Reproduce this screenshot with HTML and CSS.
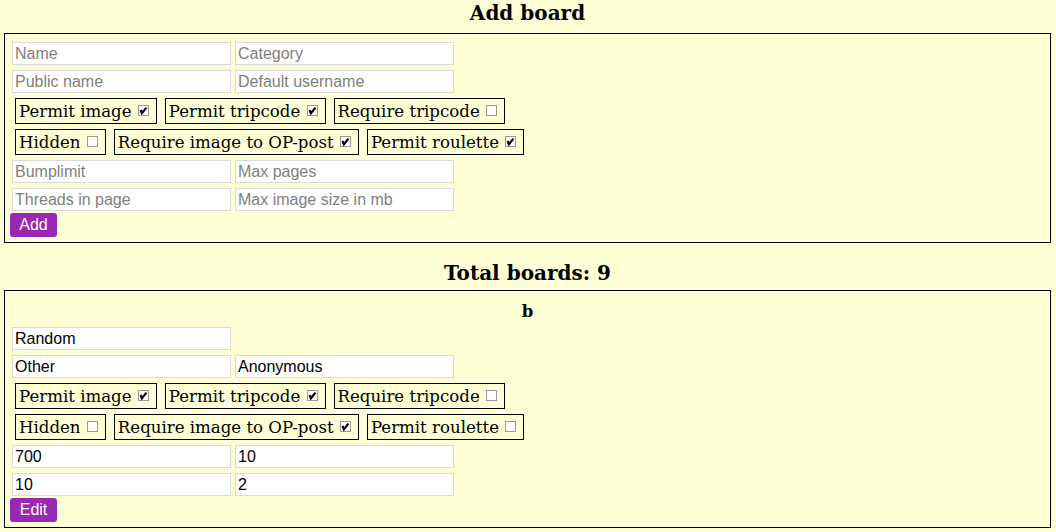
FILE: index.html
```html
<!DOCTYPE html>
<html>
<head>
<meta charset="utf-8">
<link rel="stylesheet" href="styles.css">
<title>Boards</title>
</head>
<body>
<h3 class="title first">Add board</h3>
<div class="panel">
  <div class="row"><input class="field" placeholder="Name"><input class="field" placeholder="Category"></div>
  <div class="row"><input class="field" placeholder="Public name"><input class="field" placeholder="Default username"></div>
  <div class="checks">
    <label class="check">Permit image <span class="cb"><svg width="11" height="11" viewBox="0 0 11 11"><rect x="0.5" y="0.5" width="10" height="10" fill="#fff" stroke="#9a9a9a"/><polyline points="2.6,5 3.9,8.4 8.4,2.6" fill="none" stroke="#000" stroke-width="2.2"/></svg></span></label>
    <label class="check">Permit tripcode <span class="cb"><svg width="11" height="11" viewBox="0 0 11 11"><rect x="0.5" y="0.5" width="10" height="10" fill="#fff" stroke="#9a9a9a"/><polyline points="2.6,5 3.9,8.4 8.4,2.6" fill="none" stroke="#000" stroke-width="2.2"/></svg></span></label>
    <label class="check">Require tripcode <span class="cb"><svg width="11" height="11" viewBox="0 0 11 11"><rect x="0.5" y="0.5" width="10" height="10" fill="#fff" stroke="#9a9a9a"/></svg></span></label>
  </div>
  <div class="checks">
    <label class="check">Hidden <span class="cb"><svg width="11" height="11" viewBox="0 0 11 11"><rect x="0.5" y="0.5" width="10" height="10" fill="#fff" stroke="#9a9a9a"/></svg></span></label>
    <label class="check">Require image to OP-post <span class="cb"><svg width="11" height="11" viewBox="0 0 11 11"><rect x="0.5" y="0.5" width="10" height="10" fill="#fff" stroke="#9a9a9a"/><polyline points="2.6,5 3.9,8.4 8.4,2.6" fill="none" stroke="#000" stroke-width="2.2"/></svg></span></label>
    <label class="check">Permit roulette <span class="cb"><svg width="11" height="11" viewBox="0 0 11 11"><rect x="0.5" y="0.5" width="10" height="10" fill="#fff" stroke="#9a9a9a"/><polyline points="2.6,5 3.9,8.4 8.4,2.6" fill="none" stroke="#000" stroke-width="2.2"/></svg></span></label>
  </div>
  <div class="row"><input class="field" placeholder="Bumplimit"><input class="field" placeholder="Max pages"></div>
  <div class="row last"><input class="field" placeholder="Threads in page"><input class="field" placeholder="Max image size in mb"></div>
  <button class="btn">Add</button>
</div>

<h3 class="title">Total boards: 9</h3>
<div class="panel">
  <h4 class="board-name">b</h4>
  <div class="row"><input class="field" value="Random"></div>
  <div class="row"><input class="field" value="Other"><input class="field" value="Anonymous"></div>
  <div class="checks">
    <label class="check">Permit image <span class="cb"><svg width="11" height="11" viewBox="0 0 11 11"><rect x="0.5" y="0.5" width="10" height="10" fill="#fff" stroke="#9a9a9a"/><polyline points="2.6,5 3.9,8.4 8.4,2.6" fill="none" stroke="#000" stroke-width="2.2"/></svg></span></label>
    <label class="check">Permit tripcode <span class="cb"><svg width="11" height="11" viewBox="0 0 11 11"><rect x="0.5" y="0.5" width="10" height="10" fill="#fff" stroke="#9a9a9a"/><polyline points="2.6,5 3.9,8.4 8.4,2.6" fill="none" stroke="#000" stroke-width="2.2"/></svg></span></label>
    <label class="check">Require tripcode <span class="cb"><svg width="11" height="11" viewBox="0 0 11 11"><rect x="0.5" y="0.5" width="10" height="10" fill="#fff" stroke="#9a9a9a"/></svg></span></label>
  </div>
  <div class="checks">
    <label class="check">Hidden <span class="cb"><svg width="11" height="11" viewBox="0 0 11 11"><rect x="0.5" y="0.5" width="10" height="10" fill="#fff" stroke="#9a9a9a"/></svg></span></label>
    <label class="check">Require image to OP-post <span class="cb"><svg width="11" height="11" viewBox="0 0 11 11"><rect x="0.5" y="0.5" width="10" height="10" fill="#fff" stroke="#9a9a9a"/><polyline points="2.6,5 3.9,8.4 8.4,2.6" fill="none" stroke="#000" stroke-width="2.2"/></svg></span></label>
    <label class="check">Permit roulette <span class="cb"><svg width="11" height="11" viewBox="0 0 11 11"><rect x="0.5" y="0.5" width="10" height="10" fill="#fff" stroke="#9a9a9a"/></svg></span></label>
  </div>
  <div class="row"><input class="field" value="700"><input class="field" value="10"></div>
  <div class="row last"><input class="field" value="10"><input class="field" value="2"></div>
  <button class="btn">Edit</button>
</div>
</body>
</html>
```
FILE: styles.css
```css
html, body {
  margin: 0;
  padding: 0;
  background: #ffffd6;
}
body {
  padding: 0 5px 0 4px;
  font-family: "DejaVu Serif", serif;
  color: #000;
}
.title {
  margin: 17px 0 4px;
  font-size: 20px;
  line-height: 26px;
  text-align: center;
  font-weight: bold;
}
.title.first {
  margin-top: 0;
  margin-bottom: 7px;
}
.panel {
  border: 1px solid #000;
  padding: 8px 7px 5px 7px;
}
.board-name {
  margin: 0 0 2px;
  font-size: 16.5px;
  line-height: 26px;
  text-align: center;
  font-weight: bold;
}
.row {
  display: flex;
  gap: 4px;
  margin-bottom: 5px;
}
.row.last {
  margin-bottom: 2px;
}
.field {
  box-sizing: border-box;
  width: 219px;
  height: 23px;
  margin: 0;
  padding: 0 2px;
  border: 1px solid #dadada;
  background: #fff;
  font-family: "Liberation Sans", Arial, sans-serif;
  font-size: 16px;
  color: #000;
  outline: none;
}
.field::placeholder {
  color: #808080;
}
.checks {
  display: flex;
  gap: 8px;
  padding-left: 3px;
  margin-bottom: 5px;
}
.check {
  display: flex;
  align-items: center;
  box-sizing: border-box;
  height: 26px;
  border: 1px solid #000;
  padding: 0 4px 0 3px;
  font-size: 16.6px;
  white-space: pre;
}
.cb {
  display: inline-flex;
  margin-left: 1px;
  margin-right: 3px;
  margin-top: -1px;
}
.btn {
  display: block;
  box-sizing: border-box;
  width: 47px;
  height: 24px;
  margin: 0 0 0 -2px;
  padding: 0;
  border: none;
  border-radius: 3px;
  background: #9c27b0;
  color: #fff;
  font-family: "Liberation Sans", Arial, sans-serif;
  font-size: 16px;
}
```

◆ ◆ ◆ ◆ ◆ ◆ ◆

## PROBLEM DETAILS
From the data above, write out everything exactly except the pictures.

## TASK OUTPUT
Reproduce this screenshot with HTML and CSS.
FILE: index.html
```html
<!DOCTYPE html>
<html>
<head>
<meta charset="utf-8">
<link rel="stylesheet" href="styles.css">
<title>Boards</title>
</head>
<body>
<h3 class="title first">Add board</h3>
<div class="panel">
  <div class="row"><input class="field" placeholder="Name"><input class="field" placeholder="Category"></div>
  <div class="row"><input class="field" placeholder="Public name"><input class="field" placeholder="Default username"></div>
  <div class="checks">
    <label class="check">Permit image <span class="cb"><svg width="11" height="11" viewBox="0 0 11 11"><rect x="0.5" y="0.5" width="10" height="10" fill="#fff" stroke="#9a9a9a"/><polyline points="2.6,5 3.9,8.4 8.4,2.6" fill="none" stroke="#000" stroke-width="2.2"/></svg></span></label>
    <label class="check">Permit tripcode <span class="cb"><svg width="11" height="11" viewBox="0 0 11 11"><rect x="0.5" y="0.5" width="10" height="10" fill="#fff" stroke="#9a9a9a"/><polyline points="2.6,5 3.9,8.4 8.4,2.6" fill="none" stroke="#000" stroke-width="2.2"/></svg></span></label>
    <label class="check">Require tripcode <span class="cb"><svg width="11" height="11" viewBox="0 0 11 11"><rect x="0.5" y="0.5" width="10" height="10" fill="#fff" stroke="#9a9a9a"/></svg></span></label>
  </div>
  <div class="checks">
    <label class="check">Hidden <span class="cb"><svg width="11" height="11" viewBox="0 0 11 11"><rect x="0.5" y="0.5" width="10" height="10" fill="#fff" stroke="#9a9a9a"/></svg></span></label>
    <label class="check">Require image to OP-post <span class="cb"><svg width="11" height="11" viewBox="0 0 11 11"><rect x="0.5" y="0.5" width="10" height="10" fill="#fff" stroke="#9a9a9a"/><polyline points="2.6,5 3.9,8.4 8.4,2.6" fill="none" stroke="#000" stroke-width="2.2"/></svg></span></label>
    <label class="check">Permit roulette <span class="cb"><svg width="11" height="11" viewBox="0 0 11 11"><rect x="0.5" y="0.5" width="10" height="10" fill="#fff" stroke="#9a9a9a"/><polyline points="2.6,5 3.9,8.4 8.4,2.6" fill="none" stroke="#000" stroke-width="2.2"/></svg></span></label>
  </div>
  <div class="row"><input class="field" placeholder="Bumplimit"><input class="field" placeholder="Max pages"></div>
  <div class="row last"><input class="field" placeholder="Threads in page"><input class="field" placeholder="Max image size in mb"></div>
  <button class="btn">Add</button>
</div>

<h3 class="title">Total boards: 9</h3>
<div class="panel">
  <h4 class="board-name">b</h4>
  <div class="row"><input class="field" value="Random"></div>
  <div class="row"><input class="field" value="Other"><input class="field" value="Anonymous"></div>
  <div class="checks">
    <label class="check">Permit image <span class="cb"><svg width="11" height="11" viewBox="0 0 11 11"><rect x="0.5" y="0.5" width="10" height="10" fill="#fff" stroke="#9a9a9a"/><polyline points="2.6,5 3.9,8.4 8.4,2.6" fill="none" stroke="#000" stroke-width="2.2"/></svg></span></label>
    <label class="check">Permit tripcode <span class="cb"><svg width="11" height="11" viewBox="0 0 11 11"><rect x="0.5" y="0.5" width="10" height="10" fill="#fff" stroke="#9a9a9a"/><polyline points="2.6,5 3.9,8.4 8.4,2.6" fill="none" stroke="#000" stroke-width="2.2"/></svg></span></label>
    <label class="check">Require tripcode <span class="cb"><svg width="11" height="11" viewBox="0 0 11 11"><rect x="0.5" y="0.5" width="10" height="10" fill="#fff" stroke="#9a9a9a"/></svg></span></label>
  </div>
  <div class="checks">
    <label class="check">Hidden <span class="cb"><svg width="11" height="11" viewBox="0 0 11 11"><rect x="0.5" y="0.5" width="10" height="10" fill="#fff" stroke="#9a9a9a"/></svg></span></label>
    <label class="check">Require image to OP-post <span class="cb"><svg width="11" height="11" viewBox="0 0 11 11"><rect x="0.5" y="0.5" width="10" height="10" fill="#fff" stroke="#9a9a9a"/><polyline points="2.6,5 3.9,8.4 8.4,2.6" fill="none" stroke="#000" stroke-width="2.2"/></svg></span></label>
    <label class="check">Permit roulette <span class="cb"><svg width="11" height="11" viewBox="0 0 11 11"><rect x="0.5" y="0.5" width="10" height="10" fill="#fff" stroke="#9a9a9a"/></svg></span></label>
  </div>
  <div class="row"><input class="field" value="700"><input class="field" value="10"></div>
  <div class="row last"><input class="field" value="10"><input class="field" value="2"></div>
  <button class="btn">Edit</button>
</div>
</body>
</html>
```
FILE: styles.css
```css
html, body {
  margin: 0;
  padding: 0;
  background: #ffffd6;
}
body {
  padding: 0 5px 0 4px;
  font-family: "DejaVu Serif", serif;
  color: #000;
}
.title {
  margin: 17px 0 4px;
  font-size: 20px;
  line-height: 26px;
  text-align: center;
  font-weight: bold;
}
.title.first {
  margin-top: 0;
  margin-bottom: 7px;
}
.panel {
  border: 1px solid #000;
  padding: 8px 7px 5px 7px;
}
.board-name {
  margin: 0 0 2px;
  font-size: 16.5px;
  line-height: 26px;
  text-align: center;
  font-weight: bold;
}
.row {
  display: flex;
  gap: 4px;
  margin-bottom: 5px;
}
.row.last {
  margin-bottom: 2px;
}
.field {
  box-sizing: border-box;
  width: 219px;
  height: 23px;
  margin: 0;
  padding: 0 2px;
  border: 1px solid #dadada;
  background: #fff;
  font-family: "Liberation Sans", Arial, sans-serif;
  font-size: 16px;
  color: #000;
  outline: none;
}
.field::placeholder {
  color: #808080;
}
.checks {
  display: flex;
  gap: 8px;
  padding-left: 3px;
  margin-bottom: 5px;
}
.check {
  display: flex;
  align-items: center;
  box-sizing: border-box;
  height: 26px;
  border: 1px solid #000;
  padding: 0 4px 0 3px;
  font-size: 16.6px;
  white-space: pre;
}
.cb {
  display: inline-flex;
  margin-left: 1px;
  margin-right: 3px;
  margin-top: -1px;
}
.btn {
  display: block;
  box-sizing: border-box;
  width: 47px;
  height: 24px;
  margin: 0 0 0 -2px;
  padding: 0;
  border: none;
  border-radius: 3px;
  background: #9c27b0;
  color: #fff;
  font-family: "Liberation Sans", Arial, sans-serif;
  font-size: 16px;
}
```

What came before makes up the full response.